### Your objective
Set down each line of the material that follows, exactly, with no pictures.

### Provided entries
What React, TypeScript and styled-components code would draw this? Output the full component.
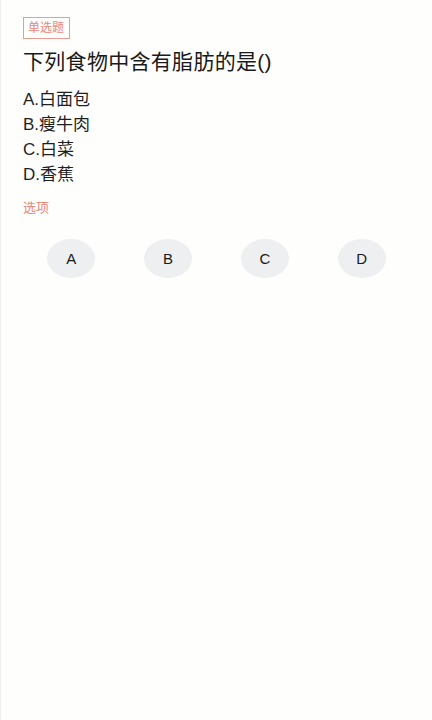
import styled, { createGlobalStyle } from "styled-components";

const GlobalStyle = createGlobalStyle`
    html, body {
        margin: 0;
        padding: 0;
        background: #fefefd;
    }
    body {
        font-family: "Liberation Sans", "Noto Sans CJK SC", sans-serif;
        color: #1c1c1c;
    }
`

const options = [
    { key: "A", text: "白面包" },
    { key: "B", text: "瘦牛肉" },
    { key: "C", text: "白菜" },
    { key: "D", text: "香蕉" },
];

const App = () => {
    return (
        <>
            <GlobalStyle />
            <Page>
                <TypeTag>单选题</TypeTag>
                <Question>下列食物中含有脂肪的是()</Question>
                <OptionList>
                    {options.map((option) => (
                        <OptionItem key={option.key}>{option.key}.{option.text}</OptionItem>
                    ))}
                </OptionList>
                <SectionLabel>选项</SectionLabel>
                <ChoiceRow>
                    {options.map((option) => (
                        <ChoiceCell key={option.key}>
                            <ChoiceButton>{option.key}</ChoiceButton>
                        </ChoiceCell>
                    ))}
                </ChoiceRow>
            </Page>
        </>
    );
}

export default App;

const Page = styled.div`
    min-height: 720px;
    box-sizing: border-box;
    padding: 17px 22px 0 22px;
    border-left: 1px solid #f0f0ee;
`

const TypeTag = styled.div`
    display: inline-block;
    border: 1px solid #ec9a92;
    color: #e8877c;
    font-size: 12px;
    line-height: 20px;
    padding: 0 5px 0 4px;
`

const Question = styled.div`
    margin-top: 10px;
    font-size: 21px;
    line-height: 26px;
    letter-spacing: 0.3px;
    color: #1a1a1a;
`

const OptionList = styled.div`
    margin-top: 12px;
    display: flex;
    flex-direction: column;
`

const OptionItem = styled.div`
    font-size: 17px;
    line-height: 25px;
    color: #1f1f1f;
`

const SectionLabel = styled.div`
    margin-top: 12px;
    font-size: 13px;
    line-height: 18px;
    color: #e8877c;
`

const ChoiceRow = styled.div`
    margin-top: 22px;
    display: grid;
    grid-template-columns: repeat(4, 1fr);
`

const ChoiceCell = styled.div`
    display: flex;
    justify-content: center;
`

const ChoiceButton = styled.div`
    width: 48px;
    height: 39px;
    border-radius: 50%;
    background: #eeeff1;
    display: flex;
    align-items: center;
    justify-content: center;
    font-size: 15px;
    color: #1a1a1a;
`
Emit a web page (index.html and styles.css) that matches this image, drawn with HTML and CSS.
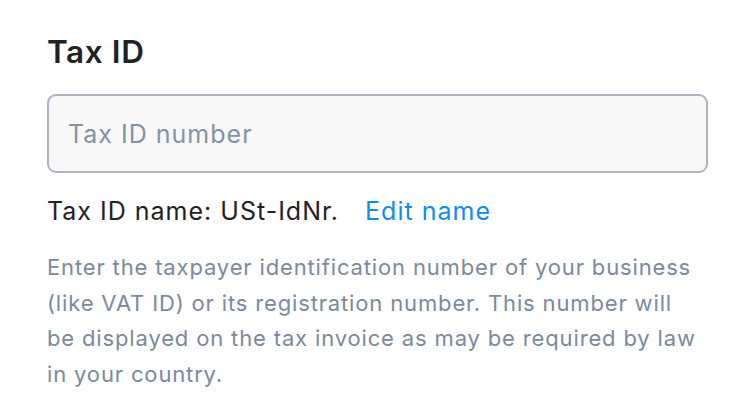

### Solution to the problem
What React, TypeScript and styled-components code would draw this? Output the full component.
import styled, { createGlobalStyle } from "styled-components";

const GlobalStyle = createGlobalStyle`
    html, body {
        margin: 0;
        padding: 0;
        background: #fefefd;
    }
    body {
        font-family: "Liberation Sans", "Noto Sans CJK SC", sans-serif;
        color: #1c1c1c;
    }
`

const options = [
    { key: "A", text: "白面包" },
    { key: "B", text: "瘦牛肉" },
    { key: "C", text: "白菜" },
    { key: "D", text: "香蕉" },
];

const App = () => {
    return (
        <>
            <GlobalStyle />
            <Page>
                <TypeTag>单选题</TypeTag>
                <Question>下列食物中含有脂肪的是()</Question>
                <OptionList>
                    {options.map((option) => (
                        <OptionItem key={option.key}>{option.key}.{option.text}</OptionItem>
                    ))}
                </OptionList>
                <SectionLabel>选项</SectionLabel>
                <ChoiceRow>
                    {options.map((option) => (
                        <ChoiceCell key={option.key}>
                            <ChoiceButton>{option.key}</ChoiceButton>
                        </ChoiceCell>
                    ))}
                </ChoiceRow>
            </Page>
        </>
    );
}

export default App;

const Page = styled.div`
    min-height: 720px;
    box-sizing: border-box;
    padding: 17px 22px 0 22px;
    border-left: 1px solid #f0f0ee;
`

const TypeTag = styled.div`
    display: inline-block;
    border: 1px solid #ec9a92;
    color: #e8877c;
    font-size: 12px;
    line-height: 20px;
    padding: 0 5px 0 4px;
`

const Question = styled.div`
    margin-top: 10px;
    font-size: 21px;
    line-height: 26px;
    letter-spacing: 0.3px;
    color: #1a1a1a;
`

const OptionList = styled.div`
    margin-top: 12px;
    display: flex;
    flex-direction: column;
`

const OptionItem = styled.div`
    font-size: 17px;
    line-height: 25px;
    color: #1f1f1f;
`

const SectionLabel = styled.div`
    margin-top: 12px;
    font-size: 13px;
    line-height: 18px;
    color: #e8877c;
`

const ChoiceRow = styled.div`
    margin-top: 22px;
    display: grid;
    grid-template-columns: repeat(4, 1fr);
`

const ChoiceCell = styled.div`
    display: flex;
    justify-content: center;
`

const ChoiceButton = styled.div`
    width: 48px;
    height: 39px;
    border-radius: 50%;
    background: #eeeff1;
    display: flex;
    align-items: center;
    justify-content: center;
    font-size: 15px;
    color: #1a1a1a;
`
Emit a web page (index.html and styles.css) that matches this image, drawn with HTML and CSS.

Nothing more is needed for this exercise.